I'm having some trouble proving that BW implies MCT. Here's what I've done so far

If a bounded sequence $(a_n)$ is monotone, then the sequence is convergent.

Case 1: $(a_n)$ is always increasing.

Proof. By BW, there exists a subsequence $(a_{n_k})$ that converges to some limit $L$. Observe that $$|a_n-L| = |a_n-a_{n_k}+a_{n_k}-L|\leq |a_n-a_{n_k}|+|a_{n_k}-L|$$ I think the next step is to argue that you can make the left term as small as possible but I'm not sure how to show that.


You are close.

MCT : Every bounded monotone sequence is convergent.

BW: There exist a convergent subsequence $(a_{n_k})$.

Consider a monotonically increasing sequence.
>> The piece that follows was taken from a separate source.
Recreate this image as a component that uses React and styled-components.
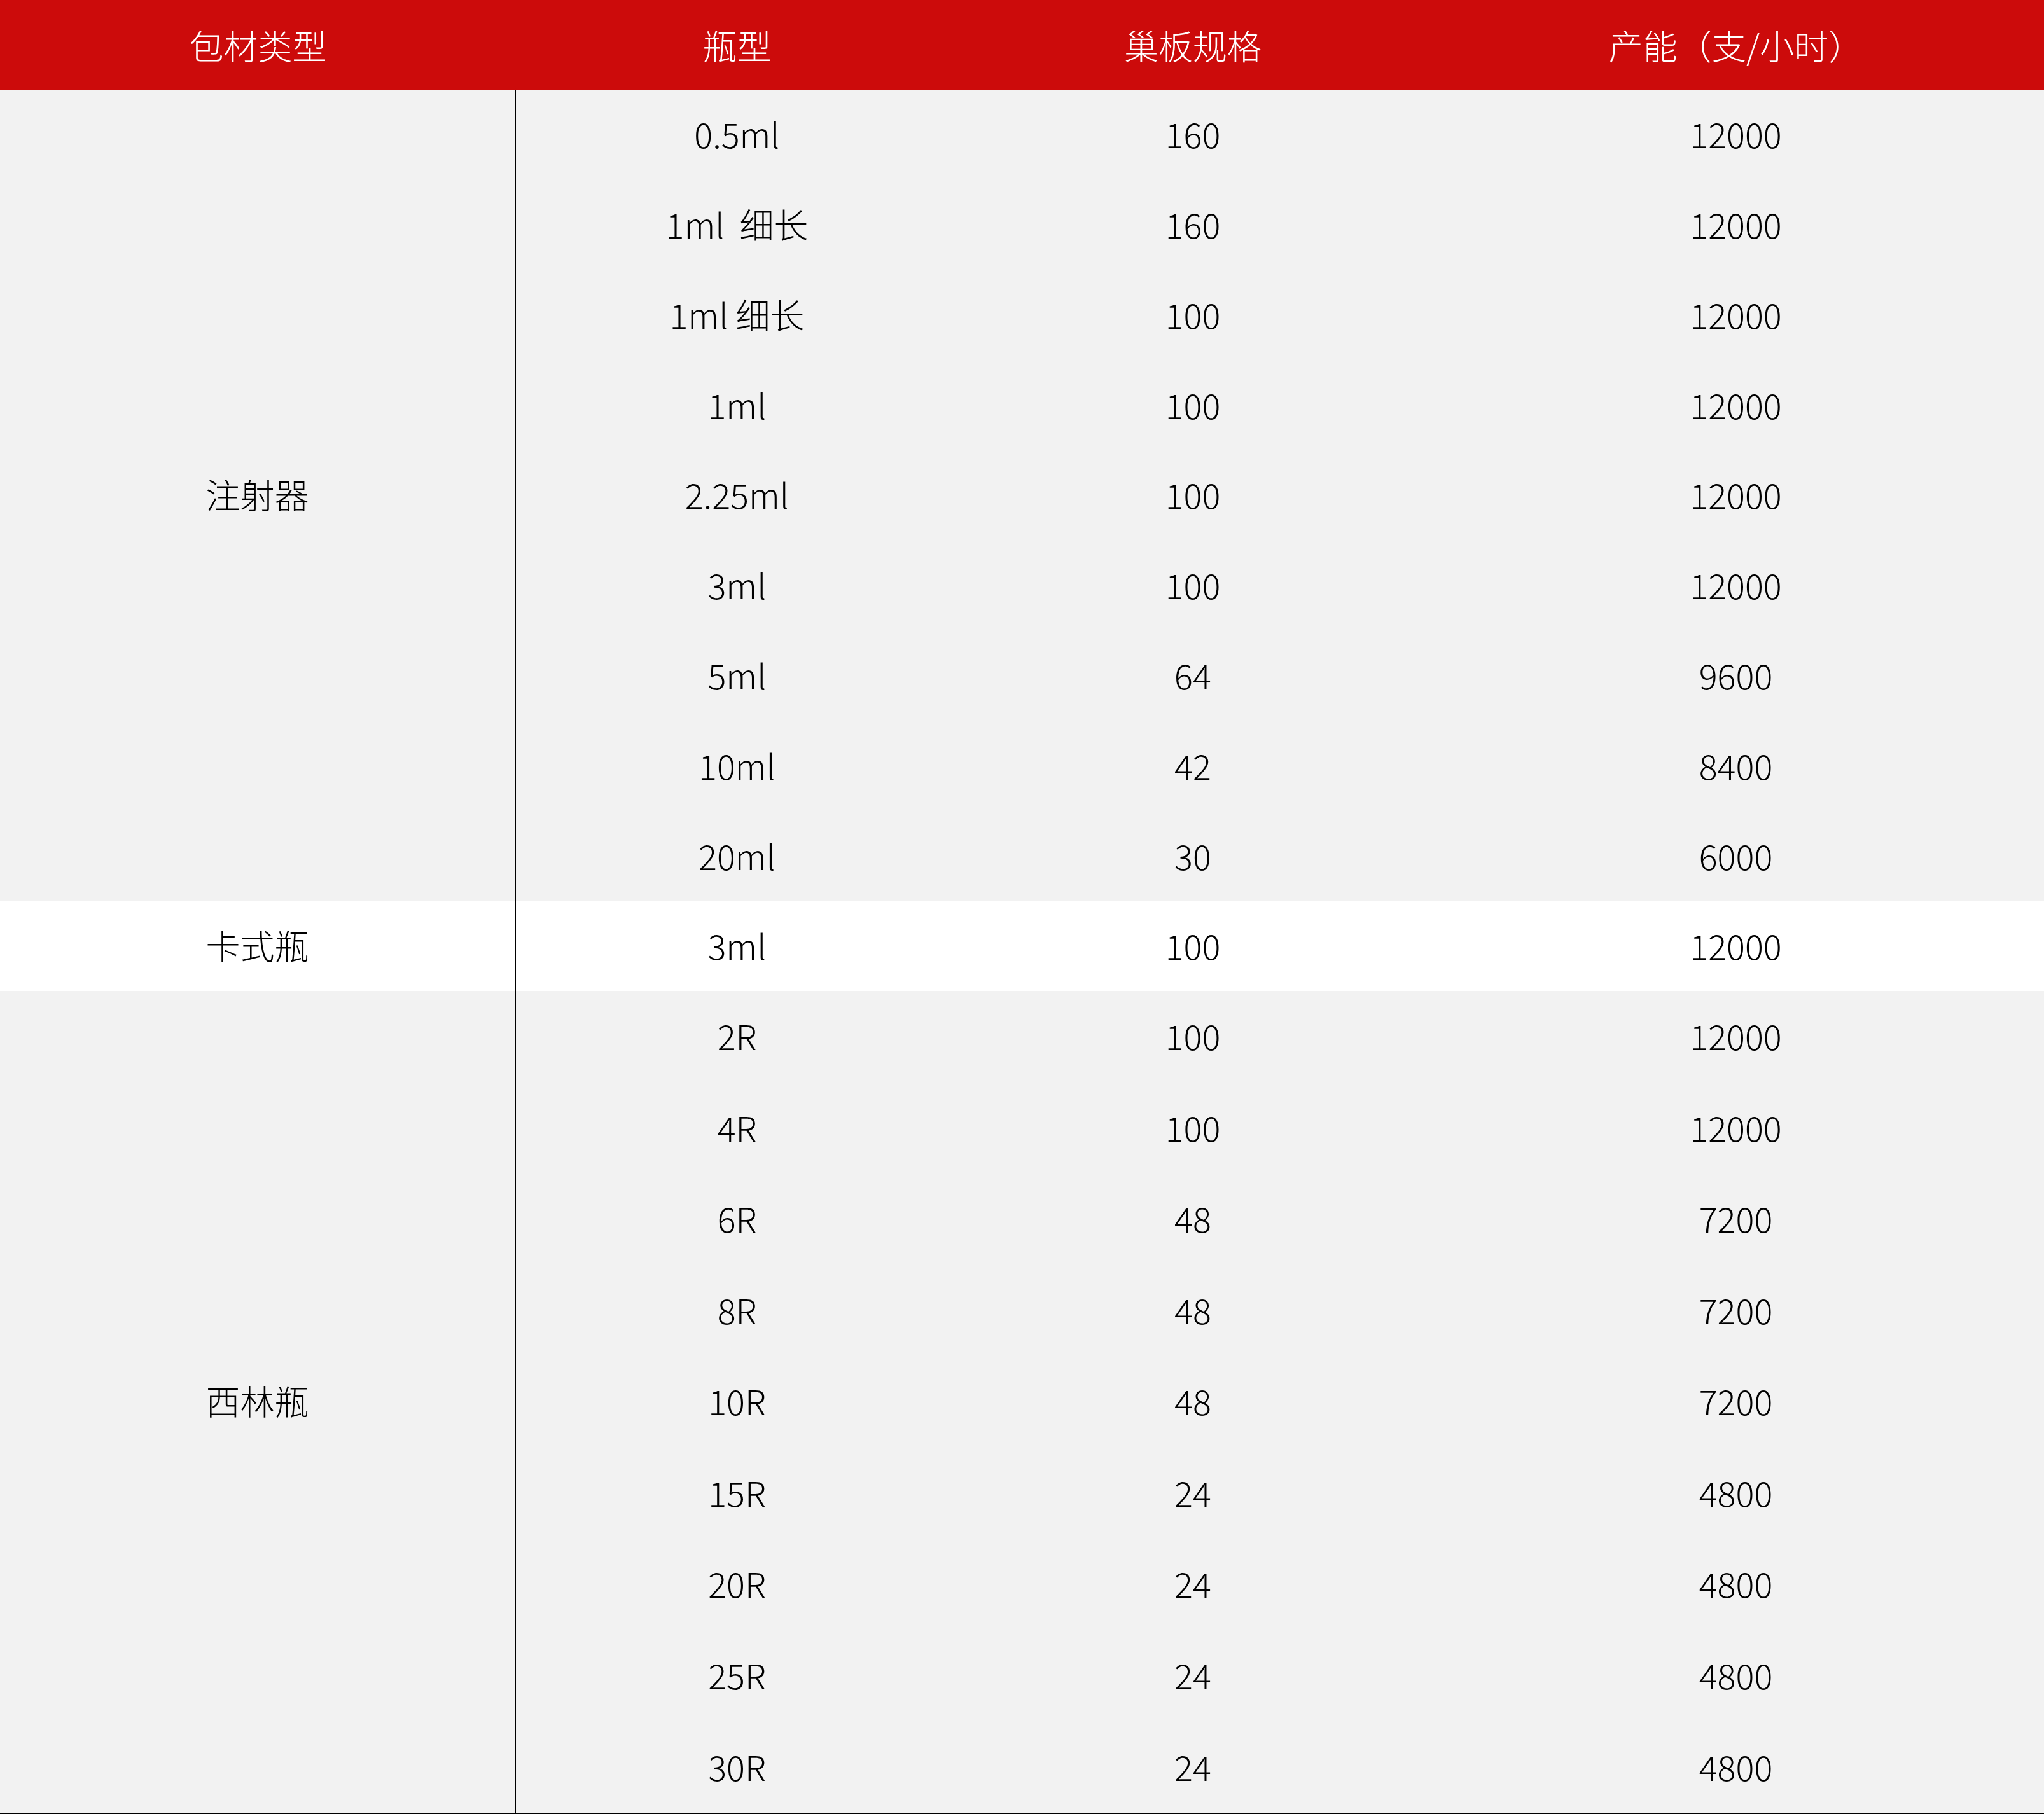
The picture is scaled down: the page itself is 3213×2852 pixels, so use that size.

Let $\epsilon >0$ be given.

There is a $k_0$ such that for $k \ge k_0$:

$|a_{n_k} -L|< \epsilon $.

Let $N:= n_{k_0}$.

For every $n \ge N$ there is a $k \ge k_0$ with

$n_k \le n \lt n_{k+1}$.

Since $(a_n)$ is mon. increasing we have

$a_{n_k} \le a_n \le a_{n_{k+1}} \le L$,


$|a_n-L| \le |a_{n_k} -L| \lt \epsilon$.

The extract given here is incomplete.